久しぶりに注目を集めた党首討論だったのに

「衆院解散は私の頭の片隅にもありません」。19日の党首討論で安倍晋三首相は、衆参同日選説を一蹴した。これで今春以降、永田町で吹き荒れていた解散風は沈静化することになった。

それにしてもこの日の党首討論は、野党党首たちがハプニング的な解散を恐れて腰が引けている部分が目立った。国会会期末のクライマックスのタイミングで行われた「世紀の凡戦」を、舞台裏を交えて再現してみよう。

安倍晋三首相(中央右)との党首討論に臨む立憲民主党の枝野幸男代表(同左)=6月19日、国会内(写真=時事通信フォト)

党首討論で質問に立ったのは立憲民主党の枝野幸男代表、国民民主党の玉木雄一郎代表、共産党の志位和夫委員長、そして日本維新の会の片山虎之助共同代表の4人。持ち時間は枝野氏が20分、玉木氏が14分、志位氏が5分半、片山氏が5分半。合計で45分間という極めて短い時間で行われるので、それぞれに与えられた時間は限られている。しかも安倍氏は聞かれてもいないのに自分の意見をとうとうと述べる傾向の中で、どれだけの成果を上げるか。野党党首の力量が問われた。

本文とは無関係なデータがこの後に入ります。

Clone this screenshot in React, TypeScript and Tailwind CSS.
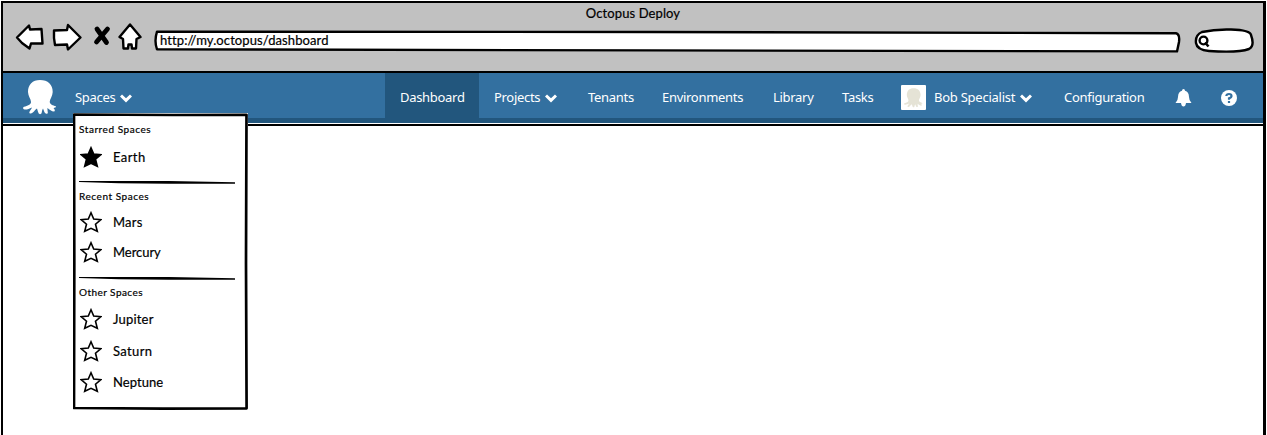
import React from "react";

const OCTO =
  "M17 0C9.500 0 5 4.500 5 12C5 16 8 19 8 22C8 24.500 4.500 26 1 26.800C-.5 27.500 0 29.500 1.500 29.500C4 29.800 6 28.800 9 27.500C8.500 29.500 6.500 30.500 6.300 32.500C6.500 34 8.500 33.500 9.800 32.500C11.500 31 12.500 29.500 14 28.500C14.500 30.500 15 31.500 15.500 33C16 34.500 18.200 34.500 18.600 33C19 31.500 19 30 20 28.500C20.800 30 21 31.500 22 33C23 34.300 25 34 24.800 32.500C24.700 31 24.300 29.500 24.500 28C26.500 29.500 28.500 31.500 31 31.500C32.300 31.300 32 29.500 30.500 28C32 27.800 33.500 27.500 32.800 26.300C30 25.300 27 24.500 26.700 22C26.700 19 29.700 16 29.700 12C29.700 4.500 25 0 17 0Z";

function Octopus({ className }: { className: string }) {
  return (
    <svg viewBox="0 0 34 35" className={className} fill="currentColor">
      <path d={OCTO} />
    </svg>
  );
}

function Chevron() {
  return (
    <svg viewBox="0 0 12 9" className="mt-[2px] h-[9px] w-[12px] shrink-0" fill="none" stroke="currentColor" strokeWidth="3">
      <path d="M1 1.500L6 6.300L11 1.500" />
    </svg>
  );
}

function Star({ filled }: { filled?: boolean }) {
  return (
    <svg viewBox="0 0 22 22" className="h-[22px] w-[22px] shrink-0" fill={filled ? "#000" : "#fff"} stroke="#000" strokeWidth="1.600">
      <path d="M11 1.800L13.700 8L21 8.600L15.500 13.200L17.300 20.200L11 17.300L4.700 20.200L6.500 13.200L1 8.600L8.300 8Z" />
    </svg>
  );
}

function Space({ name, tracking, filled, className }: { name: string; tracking: string; filled?: boolean; className: string }) {
  return (
    <div className={`flex h-[22px] items-center gap-[11px] pl-[7px] ${className}`}>
      <Star filled={filled} />
      <span className={`text-[13px] leading-[22px] ${tracking}`}>{name}</span>
    </div>
  );
}

function Heading({ children, className }: { children: string; className: string }) {
  return <div className={`ml-[6px] h-[14px] text-[10px] leading-[14px] ${className}`}>{children}</div>;
}

function Divider({ className }: { className: string }) {
  return (
    <svg viewBox="0 0 156 3" className={`ml-[6px] block h-[3px] w-[156px] ${className}`}>
      <path d="M0 0L90 .1L156 1.200V2.800L90 2.700L40 2.200L0 1Z" />
    </svg>
  );
}

function SpacesMenu() {
  return (
    <div className="absolute left-[70px] top-[40px] h-[297px] w-[175px] bg-white pt-[9px] font-['Lato','Noto_Sans',sans-serif] leading-none tracking-normal text-black [-webkit-text-stroke:0.2px_black]">
      <svg viewBox="0 0 175 297" className="absolute inset-0 h-full w-full" fill="none" stroke="#000" strokeLinejoin="round">
        <path d="M1 1.500L100 2L173.500 1.800L173 150L173.600 295.300L90 295.600L1 295L1.300 150Z" strokeWidth="2.700" />
      </svg>
      <div className="relative">
        <Heading className="tracking-[0.55px]">Starred Spaces</Heading>
        <Space name="Earth" tracking="tracking-[0.4px]" filled className="mt-[10px]" />
        <Divider className="mt-[13px]" />
        <Heading className="mt-[5px] tracking-[0.55px]">Recent Spaces</Heading>
        <Space name="Mars" tracking="tracking-[0.2px]" className="mt-[8px]" />
        <Space name="Mercury" tracking="tracking-[-0.05px]" className="mt-[8px]" />
        <Divider className="mt-[14px]" />
        <Heading className="mt-[5px] tracking-[0.45px]">Other Spaces</Heading>
        <Space name="Jupiter" tracking="tracking-[0.2px]" className="mt-[9px]" />
        <Space name="Saturn" tracking="tracking-[0.35px]" className="mt-[10px]" />
        <Space name="Neptune" tracking="tracking-[0.05px]" className="mt-[9px]" />
      </div>
    </div>
  );
}

function BrowserBar() {
  return (
    <div className="h-[68px] bg-[#c1c1c1] font-['Lato','Noto_Sans',sans-serif] text-[13px] text-black [-webkit-text-stroke:0.2px_black]">
      <div className="h-[20px] text-center leading-[20px] tracking-[0.1px]">Octopus Deploy</div>
      <div className="flex h-[34px]">
        <svg viewBox="0 0 130 34" className="ml-[11px] h-[34px] w-[130px] shrink-0" fill="#fff" stroke="#000" strokeWidth="2.400" strokeLinejoin="round" strokeLinecap="round">
          <path d="M3 14.500L15 2.500L16 6.500L27.500 6L28.500 20.500L17 20.500L15.500 25.500L8 20Z" />
          <path d="M40 7.500L53 7L54 2L66.500 14.500L54 26.500L53 21.500L41 22Q39.500 15 40 7.500Z" />
          <path d="M83 6L92.500 19.500M93.500 6L82.500 19" strokeWidth="4.800" />
          <path d="M116 1.500L126.500 14L122.500 16L122 25.500L118 25.500L117.500 21.500L114.500 21.500L114 25.500L109.500 25.500L109 16L105.500 14Z" />
        </svg>
        <div className="relative ml-[8px] mt-[6px] h-[22px] w-[1029px] shrink-0">
          <svg viewBox="0 0 1029 22" className="absolute inset-0 h-full w-full overflow-visible" fill="#fff" stroke="#000" strokeWidth="2.400" strokeLinejoin="round">
            <path d="M5 2.600L500 3L1024 4.200Q1028 5 1027 13L1025 22.400L500 21.400L5 20.300Q2 12 5 2.600Z" />
          </svg>
          <span className="relative block pl-[8px] leading-[22px] tracking-[0.1px]">http://my.octopus/dashboard</span>
        </div>
        <svg viewBox="0 0 62 28" className="ml-[12px] mt-[4px] h-[28px] w-[62px] shrink-0" fill="#fff" stroke="#000" strokeWidth="2.400">
          <path d="M9 5Q22 2 38 2.500Q57 3 58 8Q62 19 56 22Q45 26 16 24Q4 23 3 16Q2 8 9 5Z" />
          <circle cx="10.500" cy="13.500" r="3.900" />
          <path d="M12 15.500L15.500 19.500" strokeWidth="2.600" />
        </svg>
      </div>
    </div>
  );
}

export default function App() {
  return (
    <div className="h-[435px] w-[1267px] overflow-hidden bg-white pl-px pt-px">
      <div className="h-[440px] w-[1265px] border-2 border-r-[3px] border-black">
        <BrowserBar />
        <div className="h-[2px] bg-black" />
        <nav className="relative flex h-[50px] items-stretch border-b-[5px] border-[#22567d] bg-[#3370a0] font-['Noto_Sans',sans-serif] text-[13px] leading-[48px] tracking-[-0.3px] text-white">
          <Octopus className="ml-[20px] mt-[7px] h-[35px] w-[34px] shrink-0" />
          <div className="ml-[18px] flex h-[48px] w-[310px] shrink-0 items-center gap-[5px]"><span>Spaces</span><Chevron /></div>
          <div className="w-[94px] shrink-0 bg-[#22567d] pl-[15px]">Dashboard</div>
          <div className="flex h-[48px] w-[94px] shrink-0 items-center gap-[5px] pl-[15px]"><span>Projects</span><Chevron /></div>
          <div className="w-[74px] shrink-0 pl-[15px]">Tenants</div>
          <div className="w-[111px] shrink-0 pl-[15px]">Environments</div>
          <div className="w-[69px] shrink-0 pl-[15px]">Library</div>
          <div className="w-[74px] shrink-0 pl-[15px]">Tasks</div>
          <div className="mt-[12px] flex h-[25px] w-[25px] shrink-0 items-center justify-center rounded-[1px] bg-white text-[#e5e3d6]"><Octopus className="h-[20px] w-[19px]" /></div>
          <div className="ml-[8px] flex h-[48px] w-[130px] shrink-0 items-center gap-[5px] whitespace-nowrap tracking-[-0.25px]"><span>Bob Specialist</span><Chevron /></div>
          <div className="w-[111px] shrink-0">Configuration</div>
          <svg viewBox="0 0 16 18" className="mt-[16px] h-[18px] w-[17px] shrink-0" fill="currentColor"><path d="M8 0Q9.500 0 9.500 1.800Q13.300 2.800 13.500 8Q13.500 11.500 16 14H0Q2.500 11.500 2.500 8Q2.700 2.800 6.500 1.800Q6.500 0 8 0ZM5.500 14H10.500Q10 17.500 8 17.500Q6 17.500 5.500 14Z" /></svg>
          <svg viewBox="0 0 16 16" className="ml-[29px] mt-[17px] h-[16px] w-[16px] shrink-0"><circle cx="8" cy="8" r="8" fill="#fff" /><path d="M5.300 6Q5.500 4 8 4Q10.500 4 10.500 6Q10.500 7.500 8 8.300V9.700M8 11V13" fill="none" stroke="#3370a0" strokeWidth="2.200" /></svg>
          <SpacesMenu />
        </nav>
        <div className="mt-px h-[2px] bg-black" />
      </div>
    </div>
  );
}
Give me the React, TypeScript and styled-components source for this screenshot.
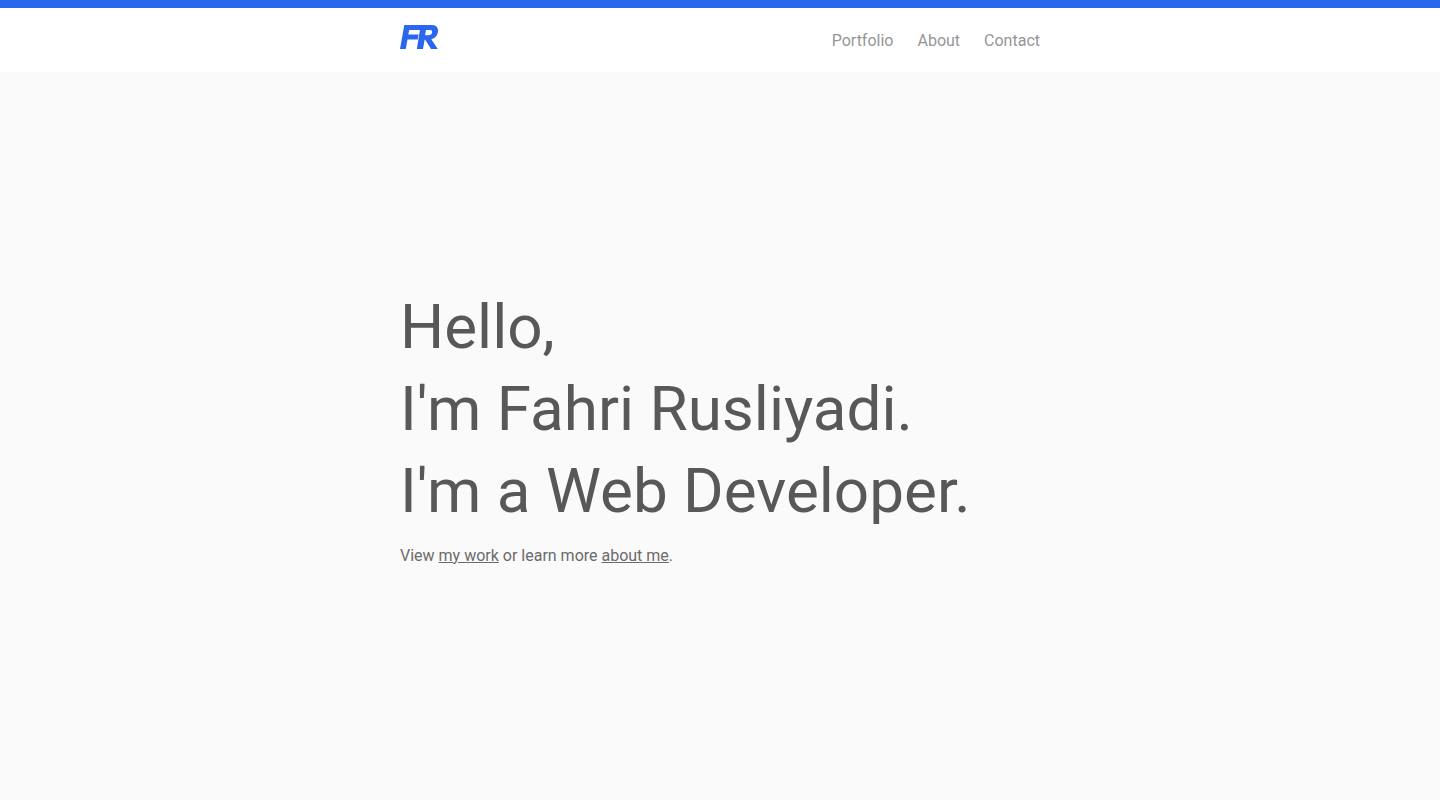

最近、党首討論は「歴史的使命を終えた」などと言われることもあったが、今年初めて開かれた19日の党首討論は久しぶりに注目された。「枝野氏か玉木氏が解散を迫るかもしれない。安倍氏はどう答えるか」と、固唾をのんで見守ったのだ。

期待が大きかっただけに失望も大きい「世紀の凡戦」

結果はどうか。自民党ベテラン秘書の発言を引用したい。

「まるでアントニオ猪木対モハメッド・アリの試合みたいだったな」

50代以上の人なら、このたとえ話を理解いただけるのではないだろうか。1976年、当時ボクシング・ヘビー級チャンピオンだったアリ選手と、プロレスラーの猪木選手が東京の日本武道館で戦った。「世紀の一戦」として注目されたが、お互い牽制しあってほとんど攻め合うこともなく判定に持ち込まれてしまった。

この試合は期待が大きかっただけに失望も大きく「世紀の凡戦」と言われた。今回の党首討論が、43年前の試合に似ているというのだ。